Memang panggung utama sejarah umat Islam klasik ada di Arab dan Turki meskipun demikian harus diakui panggung utama sejarah umat Islam masa modern pindah ke Nusantara. Ini mungkin yang disebut Nabi saw kebangkitan Islam kedua bermula dari Timur. Dimana arus kebangkitan baru umat Islam yang dimotori para kiai dan santri berhasil menyelamatkan wajah politik umat Islam pasca runtuhnya Khilafah Turki Utsmani. Ketika Arab dan Turki jatuh ke tangan negara-negara Eropa, para kiai dan santri berhasil memerdekakan Indonesia tanpa embel-embel “merdeka hadiah dari penjajah” seperti yang dialami negara Malaysia dan Brunai Darussalam. Estafet kepemimpinan politik umat Islam dilanjutkan oleh Indonesia dengan segala dinamika internal dan eskternalnya. Dengan segala kelebihan dan kekurangannya.

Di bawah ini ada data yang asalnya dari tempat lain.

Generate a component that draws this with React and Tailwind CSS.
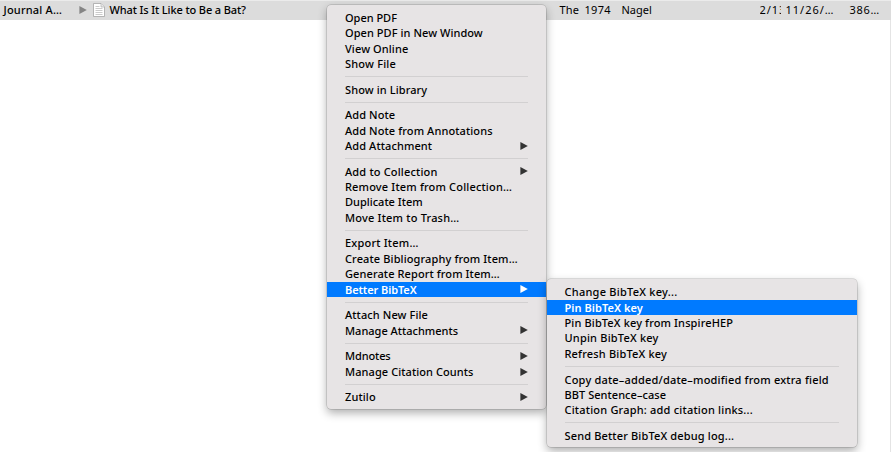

Terkesan memaksa dalil, jika kaum radikal menggunakan hadits-hadits Nabi saw yang mencela ‘ashabiyah dalam pengertian khusus untuk dijadikan dasar menentang ‘ashabiyah secara umum, menolak bangsa, negara bangsa dan bendera bangsa. Para kiai sudah mengantisipasi kemungkinan ‘ashabiyah kebablasan menjadi nasionalisme yang chauvinistik (arogan, zalim dan fanatik buta) dengan  menempatkan Ketuhanan yang Maha Esa dan Kemanusiaan yang Adil dan Beradab sebagai pagar dari Persatuan Indonesia. Tegasnya ‘ashabiyah Indonesia dalam koridor syariat Islam, ‘ashabiyah yang memandang dan memperlakukan bangsa lain dengan adil dan beradab. ‘Ashabiyah begini yang dicontohkan para sahabat dengan suku mereka saat mereka hidup bersama Rasulullah Muhammad saw.

Sikap phobia kaum radikal terhadap ‘ashabiyah sampai pada taraf menolak eksistensi bangsa Indonesia beserta produk-produk turunannya seperti NKRI, hubbul wathan, bendera merah putih, terminologi ghairu muslim untuk kafir muwathin, pemilu, dan bersungguh-sungguh berjuang mendirikan khilafah sebenarnya bentuk phobia ‘ashabiyah akut yang salah alamat. Kenapa harus phobi terhadap nasionalisme Indonesia?! Atau jangan-jangan ada agenda lain kaum radikal di balik kata-kata “tauhid”, “syariah” dan ‘khilafah”?. Na’udzubillahi min dzalik.